Frequently Asked Questions
- Piston speed refers to how fast the piston moves up and down inside the cylinder, measured in meters per second (m/s) or feet per minute (ft/min). The most commonly used metric is mean piston speed — the average velocity over a complete stroke cycle, calculated as MPS = 2 × stroke × RPM / 60,000 when stroke is in millimeters and RPM is in revolutions per minute. Piston speed matters because it determines mechanical stress on nearly every component in the engine: the piston rings must maintain a gas seal at high velocity, the lubricating oil film must not break down, the connecting rod experiences enormous inertia loads at peak speed, and the crankshaft must withstand the reversing forces at top and bottom dead center. As piston speed increases, heat generation increases, oil film thickness decreases, and the probability of catastrophic failure rises sharply. It is the fundamental physical limit on how fast an engine can reliably spin, more than any other single parameter.
- Shorter strokes directly reduce piston speed for any given RPM, allowing the engine to spin faster before reaching the mechanical limits imposed by piston speed. A Formula 1 engine with a 39mm stroke running at 15,000 RPM has a mean piston speed of approximately 19.5 m/s — comparable to a street diesel with a 120mm stroke running at 2,700 RPM. By reducing stroke, race engine designers can push RPM dramatically higher, enabling a broader power band at high engine speeds. High RPM combined with short stroke also enables larger bore diameter for the same displacement, which allows bigger valves, better airflow, and higher volumetric efficiency. Short-stroke, wide-bore "oversquare" designs rev easily and produce power at the top of the RPM range. Street engines, particularly in trucks and diesel applications, use longer strokes to generate more torque per revolution at lower RPM, trading high-RPM capability for accessible low-end torque that is more practical for daily driving and towing.
- In practice, the upper limit for mean piston speed is approximately 25–28 m/s for the most advanced motorsport engines, though this boundary is continually pushed by material and lubrication technology advances. Formula 1 engines have historically operated near 25 m/s mean piston speed at peak RPM. IndyCar engines have reached similar levels. The absolute physical limit is determined by ring flutter (piston rings losing contact with the cylinder wall at very high acceleration), oil film breakdown at high surface velocity, and connecting rod buckling under inertia loads. Titanium connecting rods, DLC-coated piston skirts, advanced synthetic racing oils, and closed-deck block construction allow modern race engines to approach these limits reliably for racing durations. For street engines, 15–18 m/s is the practical design target, where components can last 100,000–200,000 miles. High-performance sports car engines typically target 18–22 m/s at redline, accepting shorter service intervals in exchange for higher RPM capability.

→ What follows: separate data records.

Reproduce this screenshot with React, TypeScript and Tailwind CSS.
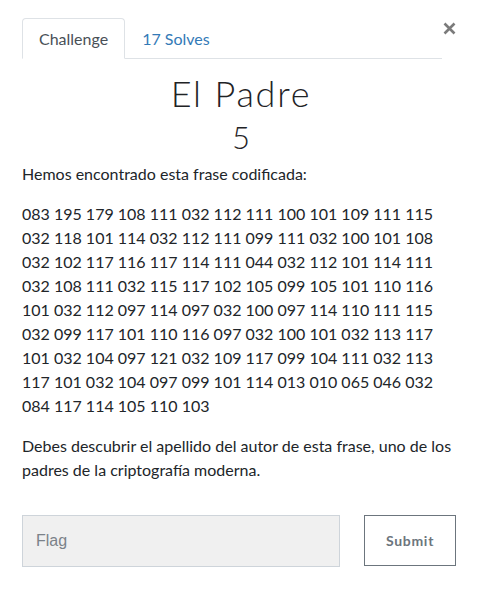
import { useState } from "react";

const CODE =
  "083 195 179 108 111 032 112 111 100 101 109 111 115 032 118 101 114 032 112 111 099 111 032 100 101 108 032 102 117 116 117 114 111 044 032 112 101 114 111 032 108 111 032 115 117 102 105 099 105 101 110 116 101 032 112 097 114 097 032 100 097 114 110 111 115 032 099 117 101 110 116 097 032 100 101 032 113 117 101 032 104 097 121 032 109 117 099 104 111 032 113 117 101 032 104 097 099 101 114 013 010 065 046 032 084 117 114 105 110 103";

const App: React.FC = () => {
  const [tab, setTab] = useState<"challenge" | "solves">("challenge");
  const [flag, setFlag] = useState("");

  return (
    <div className="relative bg-white w-[482px] min-h-[601px] px-[22px] pt-[18px] text-[#212529] font-['Lato','Noto_Sans',sans-serif]">
      <button className="absolute right-[26px] top-[22px] p-0 text-[#7b7b7b]" aria-label="Close">
        <svg width="13" height="13" viewBox="0 0 13 13">
          <path d="M1.5 1.5 L11.5 11.5 M11.5 1.5 L1.5 11.5" stroke="currentColor" strokeWidth="2.6" strokeLinecap="butt" />
        </svg>
      </button>

      <div className="flex w-[420px] border-b border-[#dee2e6]">
        <button
          onClick={() => setTab("challenge")}
          className={`h-[41px] px-4 -mb-px text-base rounded-t border ${
            tab === "challenge"
              ? "border-[#dee2e6] border-b-white bg-white text-[#495057]"
              : "border-transparent text-[#337ab7]"
          }`}
        >
          Challenge
        </button>
        <button
          onClick={() => setTab("solves")}
          className={`h-[41px] px-4 -mb-px text-base rounded-t border ${
            tab === "solves"
              ? "border-[#dee2e6] border-b-white bg-white text-[#495057]"
              : "border-transparent text-[#337ab7]"
          }`}
        >
          17 Solves
        </button>
      </div>

      <h2 className="mt-[13px] text-center text-[36px] leading-[1.2] tracking-[0.05em] font-light text-[#1f2326]">
        El Padre
      </h2>
      <h3 className="mt-1 text-center text-[31px] leading-[1.2] font-light text-[#1f2326]">5</h3>

      <div className="mt-[6px] text-base leading-6">
        <p className="mb-4">Hemos encontrado esta frase codificada:</p>
        <p className="mb-4">{CODE}</p>
        <p>
          Debes descubrir el apellido del autor de esta frase, uno de los padres de la criptografía moderna.
        </p>
      </div>

      <form className="flex gap-6 mt-[33px]" onSubmit={(e) => e.preventDefault()}>
        <input
          value={flag}
          onChange={(e) => setFlag(e.target.value)}
          placeholder="Flag"
          className="w-[318px] h-[52px] px-[13px] bg-[#f0f0f0] border border-[#ced4da] text-base outline-none placeholder:text-[#7b8289] font-['Liberation_Sans',Arial,sans-serif]"
        />
        <button className="w-[92px] h-[51px] border border-[#6c757d] text-[#6c757d] text-sm font-bold tracking-wider">
          Submit
        </button>
      </form>
    </div>
  );
};

export default App;
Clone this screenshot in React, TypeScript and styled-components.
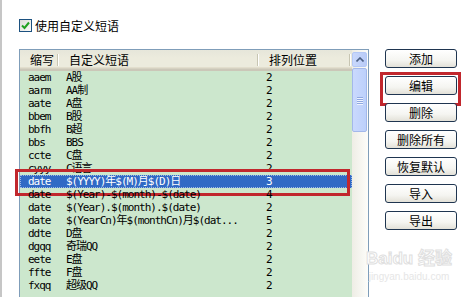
import React from 'react';
import styled, { createGlobalStyle } from 'styled-components';

const GlobalStyle = createGlobalStyle`
  html, body { margin: 0; padding: 0; background: #fff; }
  body { font-family: 'Noto Sans CJK SC', sans-serif; }
`;

const Window = styled.div`
  position: relative;
  display: flex;
  width: 462px;
  height: 297px;
  overflow: hidden;
  box-sizing: border-box;
  background: #fff;
  border-left: 2px solid #c6c6c6;
`;

const LeftPane = styled.div`
  display: flex;
  flex-direction: column;
  padding: 19px 0 0 17px;
`;

const CheckRow = styled.label`
  display: flex;
  align-items: center;
  gap: 3px;
  height: 13px;
  font-size: 12px;
  line-height: 13px;
  color: #000;
`;

const CheckBox = styled.span`
  display: flex;
  align-items: center;
  justify-content: center;
  width: 13px;
  height: 13px;
  box-sizing: border-box;
  border: 1px solid #1c5180;
  background: linear-gradient(135deg, #dcdcd7, #fbfbf9);
`;

const Table = styled.div`
  display: grid;
  grid-template-columns: 332px 16px;
  width: 350px;
  height: 260px;
  margin-top: 17px;
  box-sizing: border-box;
  border: 1px solid #7f9db9;
  border-bottom: none;
`;

const List = styled.div`
  display: flex;
  flex-direction: column;
  background: #cce7cd;
`;

const Header = styled.div`
  display: grid;
  grid-template-columns: 38px 200px 92px 2px;
  height: 21px;
  background: linear-gradient(
    to bottom,
    #e6e6da 0,
    #ecebdd 8px,
    #ecebdd 17px,
    #e2decd 17px,
    #e2decd 18px,
    #d6d2c2 18px,
    #d6d2c2 19px,
    #cbc7b8 19px
  );
`;

const HeadCell = styled.div`
  position: relative;
  padding-left: ${p => p.$pad ?? 11}px;
  font-size: 12px;
  line-height: 19px;
  color: #000;
  white-space: nowrap;
  &::after {
    content: '';
    position: absolute;
    right: 0;
    top: 4px;
    bottom: 5px;
    width: 1px;
    background: #c7c5b2;
    box-shadow: 1px 0 0 #fff;
  }
`;

const Row = styled.div`
  position: relative;
  display: grid;
  grid-template-columns: 38px 200px 1fr;
  height: 13px;
  line-height: 13px;
  font-family: 'DejaVu Sans Mono', 'Noto Sans CJK SC', monospace;
  font-size: 11px;
  letter-spacing: -1px;
  color: ${p => (p.$selected ? '#fff' : '#000')};
  background: ${p => (p.$selected ? '#316ac5' : 'transparent')};
  outline: ${p => (p.$selected ? '1px dotted #9fb8e6' : 'none')};
  outline-offset: -1px;
  &::after {
    content: '';
    display: ${p => (p.$marked ? 'block' : 'none')};
    position: absolute;
    left: -5px;
    right: 2px;
    top: -6px;
    bottom: -8px;
    border: 3px solid #c1272d;
    pointer-events: none;
  }
`;

const Cell = styled.div`
  padding-left: 8px;
  white-space: nowrap;
  overflow: hidden;
`;

const ScrollBar = styled.div`
  display: flex;
  flex-direction: column;
  gap: 1px;
  padding: 2px 1px 0 0;
  background: linear-gradient(to right, #eeede5, #fdfdfa);
`;

const ScrollButton = styled.div`
  display: flex;
  align-items: center;
  justify-content: center;
  height: 15px;
  box-sizing: border-box;
  border: 1px solid #b4c8f6;
  border-radius: 2px;
  background: linear-gradient(to right, #c9d8fc, #b9cbf7);
`;

const Thumb = styled.div`
  display: flex;
  flex-direction: column;
  align-items: center;
  justify-content: center;
  gap: 1px;
  height: 64px;
  box-sizing: border-box;
  border: 1px solid #a3b8ea;
  border-radius: 2px;
  background: linear-gradient(to right, #cad9fd, #bcd0fb);
`;

const Grip = styled.span`
  width: 6px;
  height: 1px;
  background: #8fa8e0;
  box-shadow: 0 1px 0 #eef3ff;
`;

const RightPane = styled.div`
  display: flex;
  flex-direction: column;
  gap: 8px;
  padding: 49px 0 0 16px;
`;

const Button = styled.button`
  position: relative;
  width: 72px;
  height: 19px;
  padding: 0;
  box-sizing: border-box;
  border: 1px solid #1f3550;
  border-radius: 3px;
  background: linear-gradient(to bottom, #ffffff 0%, #f5f5f1 60%, #e3e1d8 100%);
  font-family: 'Noto Sans CJK SC', sans-serif;
  font-size: 12px;
  line-height: 17px;
  color: #000;
  &::after {
    content: '';
    display: ${p => (p.$marked ? 'block' : 'none')};
    position: absolute;
    left: -6px;
    right: -5px;
    top: -5px;
    bottom: -12px;
    border: 3px solid #c1272d;
    pointer-events: none;
  }
`;

const Watermark = styled.div`
  position: absolute;
  left: 364px;
  top: 248px;
  display: flex;
  flex-direction: column;
  align-items: center;
  white-space: nowrap;
  color: #e6e6e6;
  pointer-events: none;
`;

const MarkTitle = styled.span`
  font-family: 'Liberation Sans', 'Noto Sans CJK SC', sans-serif;
  font-size: 17px;
  font-weight: bold;
  line-height: 22px;
  color: #fff;
  -webkit-text-stroke: 1px #e0e0e0;
`;

const MarkUrl = styled.span`
  font-family: 'Liberation Sans', sans-serif;
  font-size: 10px;
  line-height: 14px;
`;

type Item = { abbr: string; text: string; pos: string; selected?: boolean };

const items: Item[] = [
  { abbr: 'aaem', text: 'A股', pos: '2' },
  { abbr: 'aarm', text: 'AA制', pos: '2' },
  { abbr: 'aate', text: 'A盘', pos: '2' },
  { abbr: 'bbem', text: 'B股', pos: '2' },
  { abbr: 'bbfh', text: 'B超', pos: '2' },
  { abbr: 'bbs', text: 'BBS', pos: '2' },
  { abbr: 'ccte', text: 'C盘', pos: '2' },
  { abbr: 'cyyy', text: 'C语言', pos: '2' },
  { abbr: 'date', text: '$(YYYY)年$(M)月$(D)日', pos: '3', selected: true },
  { abbr: 'date', text: '$(Year)-$(month)-$(date)', pos: '4' },
  { abbr: 'date', text: '$(Year).$(month).$(date)', pos: '2' },
  { abbr: 'date', text: '$(YearCn)年$(monthCn)月$(dat...', pos: '5' },
  { abbr: 'ddte', text: 'D盘', pos: '2' },
  { abbr: 'dgqq', text: '奇瑞QQ', pos: '2' },
  { abbr: 'eete', text: 'E盘', pos: '2' },
  { abbr: 'ffte', text: 'F盘', pos: '2' },
  { abbr: 'fxqq', text: '超级QQ', pos: '2' },
];

const buttons = ['添加', '编辑', '删除', '删除所有', '恢复默认', '导入', '导出'];

const App = () => (
  <>
    <GlobalStyle />
    <Window>
      <LeftPane>
        <CheckRow>
          <CheckBox>
            <svg width="9" height="9" viewBox="0 0 9 9">
              <path d="M1 4.5 L3.5 7 L8 1.5" fill="none" stroke="#21a121" strokeWidth="2" />
            </svg>
          </CheckBox>
          使用自定义短语
        </CheckRow>
        <Table>
          <List>
            <Header>
              <HeadCell $pad={10}>缩写</HeadCell>
              <HeadCell>自定义短语</HeadCell>
              <HeadCell>排列位置</HeadCell>
              <div />
            </Header>
            {items.map((it, i) => (
              <Row key={i} $selected={it.selected} $marked={it.selected}>
                <Cell>{it.abbr}</Cell>
                <Cell>{it.text}</Cell>
                <Cell>{it.pos}</Cell>
              </Row>
            ))}
          </List>
          <ScrollBar>
            <ScrollButton>
              <svg width="8" height="5" viewBox="0 0 8 5">
                <path d="M0.5 4.5 L4 1 L7.5 4.5" fill="none" stroke="#4d6185" strokeWidth="1.6" />
              </svg>
            </ScrollButton>
            <Thumb>
              <Grip />
              <Grip />
              <Grip />
              <Grip />
            </Thumb>
          </ScrollBar>
        </Table>
      </LeftPane>
      <RightPane>
        {buttons.map(b => (
          <Button key={b} $marked={b === '编辑'}>
            {b}
          </Button>
        ))}
      </RightPane>
      <Watermark>
        <MarkTitle>Baidu 经验</MarkTitle>
        <MarkUrl>jingyan.baidu.com</MarkUrl>
      </Watermark>
    </Window>
  </>
);

export default App;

- Piston speed is the primary driver of cylinder wall wear because it determines how quickly the piston rings slide against the cylinder bore surface. Wear rate generally follows a friction-velocity relationship: doubling piston speed roughly doubles the rate of material removal from the bore and ring surfaces at any given oil film thickness. Oil viscosity, thermal stability, and film strength all interact with piston speed — at very high speeds, hydrodynamic lubrication (where a full oil film separates surfaces) can transition to mixed or boundary lubrication where metal-to-metal contact increases sharply. Cold starts produce maximum wear because oil film is thin and viscous before reaching operating temperature. This is why engine builders specify piston-to-wall clearance carefully for expected operating speed: too tight risks seizure at temperature, too loose allows ring side-loading and increased blow-by. Regular oil changes become more critical in high-piston-speed engines because oil degrades faster under thermal and shear stress.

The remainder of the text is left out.